Please, without the pictures, retype exactly the lines from the start of the material through the line that holds "const [title, setTitle] = useState('');".

> [Material]
========

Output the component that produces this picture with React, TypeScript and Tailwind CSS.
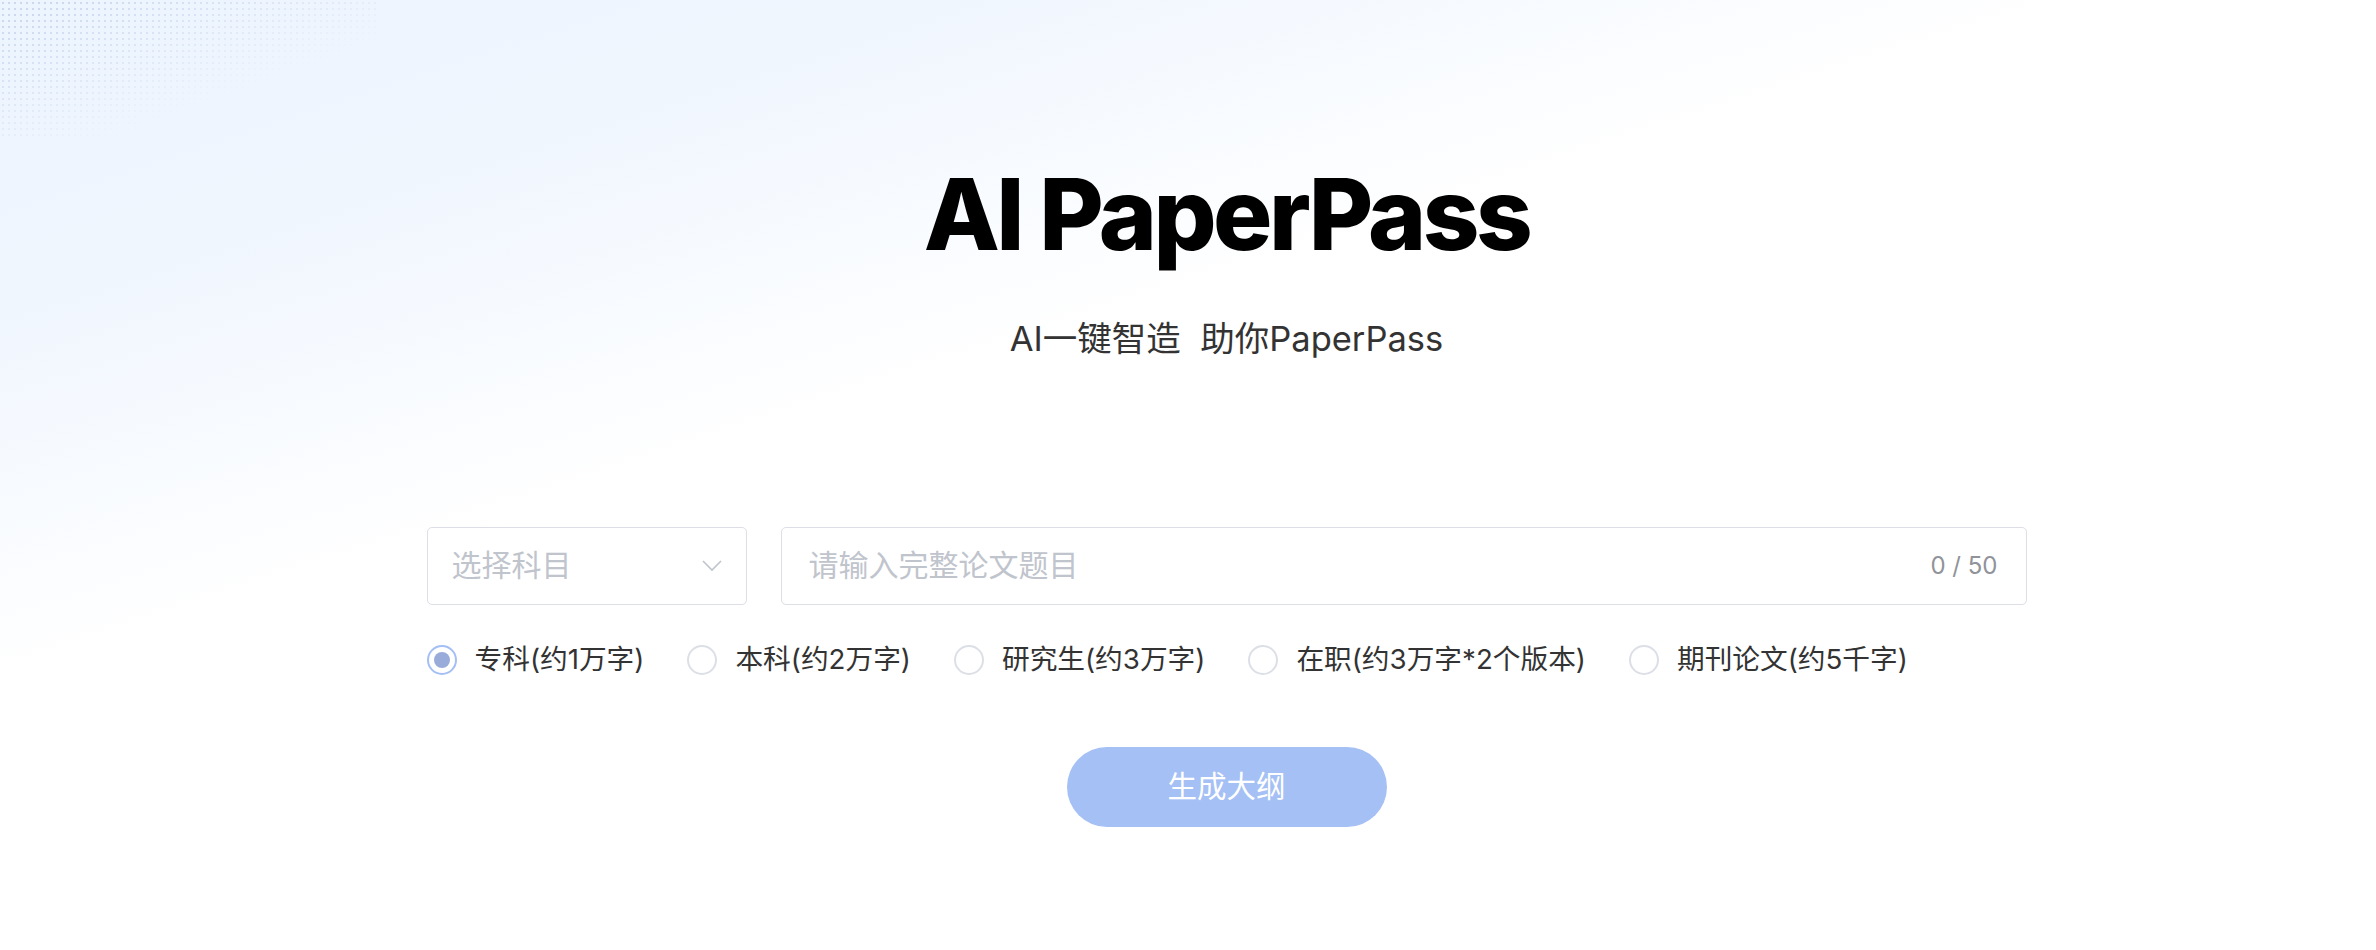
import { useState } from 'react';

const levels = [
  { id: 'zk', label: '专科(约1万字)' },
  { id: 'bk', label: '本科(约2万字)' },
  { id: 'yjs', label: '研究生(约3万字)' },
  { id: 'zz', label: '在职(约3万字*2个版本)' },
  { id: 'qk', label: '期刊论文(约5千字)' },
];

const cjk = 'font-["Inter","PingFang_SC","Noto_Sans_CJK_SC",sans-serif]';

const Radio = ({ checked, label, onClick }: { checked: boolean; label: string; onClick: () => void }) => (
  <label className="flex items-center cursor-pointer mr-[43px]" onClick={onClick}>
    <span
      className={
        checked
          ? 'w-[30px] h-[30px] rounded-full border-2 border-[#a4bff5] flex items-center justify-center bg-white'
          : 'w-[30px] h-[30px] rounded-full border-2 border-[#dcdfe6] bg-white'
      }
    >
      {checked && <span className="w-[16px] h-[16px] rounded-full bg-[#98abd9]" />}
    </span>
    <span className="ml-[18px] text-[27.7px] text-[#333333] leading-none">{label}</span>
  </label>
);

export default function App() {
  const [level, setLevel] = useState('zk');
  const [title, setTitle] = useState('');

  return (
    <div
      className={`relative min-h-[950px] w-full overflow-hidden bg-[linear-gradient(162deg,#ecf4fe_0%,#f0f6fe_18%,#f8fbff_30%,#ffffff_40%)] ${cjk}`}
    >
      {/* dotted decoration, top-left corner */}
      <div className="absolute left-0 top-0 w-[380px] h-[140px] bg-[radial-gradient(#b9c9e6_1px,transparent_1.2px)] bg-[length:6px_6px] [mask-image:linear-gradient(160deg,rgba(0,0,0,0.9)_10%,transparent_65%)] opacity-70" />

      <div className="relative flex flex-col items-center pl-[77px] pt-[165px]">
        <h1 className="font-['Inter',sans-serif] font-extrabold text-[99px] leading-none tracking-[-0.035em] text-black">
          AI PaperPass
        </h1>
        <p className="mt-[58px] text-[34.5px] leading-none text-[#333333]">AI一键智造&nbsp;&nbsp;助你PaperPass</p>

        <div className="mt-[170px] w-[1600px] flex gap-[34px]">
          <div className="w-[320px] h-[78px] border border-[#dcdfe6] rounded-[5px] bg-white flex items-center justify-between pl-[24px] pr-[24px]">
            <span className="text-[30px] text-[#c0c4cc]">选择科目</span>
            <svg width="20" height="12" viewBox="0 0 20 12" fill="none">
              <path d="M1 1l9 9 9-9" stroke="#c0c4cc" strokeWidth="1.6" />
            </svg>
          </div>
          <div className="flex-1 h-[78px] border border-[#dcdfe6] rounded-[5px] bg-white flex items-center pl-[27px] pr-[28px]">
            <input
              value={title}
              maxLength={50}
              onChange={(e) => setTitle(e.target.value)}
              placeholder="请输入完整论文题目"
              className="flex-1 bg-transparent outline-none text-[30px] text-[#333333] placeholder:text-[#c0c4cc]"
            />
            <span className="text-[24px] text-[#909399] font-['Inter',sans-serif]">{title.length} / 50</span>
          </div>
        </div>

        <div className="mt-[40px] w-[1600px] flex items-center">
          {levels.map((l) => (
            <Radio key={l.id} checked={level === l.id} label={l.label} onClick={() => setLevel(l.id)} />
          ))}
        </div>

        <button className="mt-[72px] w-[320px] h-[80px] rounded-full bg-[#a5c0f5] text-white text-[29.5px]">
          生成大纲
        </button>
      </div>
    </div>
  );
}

========

> [Solution below]
Output the component that produces this picture with React, TypeScript and Tailwind CSS.
import { useState } from 'react';

const levels = [
  { id: 'zk', label: '专科(约1万字)' },
  { id: 'bk', label: '本科(约2万字)' },
  { id: 'yjs', label: '研究生(约3万字)' },
  { id: 'zz', label: '在职(约3万字*2个版本)' },
  { id: 'qk', label: '期刊论文(约5千字)' },
];

const cjk = 'font-["Inter","PingFang_SC","Noto_Sans_CJK_SC",sans-serif]';

const Radio = ({ checked, label, onClick }: { checked: boolean; label: string; onClick: () => void }) => (
  <label className="flex items-center cursor-pointer mr-[43px]" onClick={onClick}>
    <span
      className={
        checked
          ? 'w-[30px] h-[30px] rounded-full border-2 border-[#a4bff5] flex items-center justify-center bg-white'
          : 'w-[30px] h-[30px] rounded-full border-2 border-[#dcdfe6] bg-white'
      }
    >
      {checked && <span className="w-[16px] h-[16px] rounded-full bg-[#98abd9]" />}
    </span>
    <span className="ml-[18px] text-[27.7px] text-[#333333] leading-none">{label}</span>
  </label>
);

export default function App() {
  const [level, setLevel] = useState('zk');
  const [title, setTitle] = useState('');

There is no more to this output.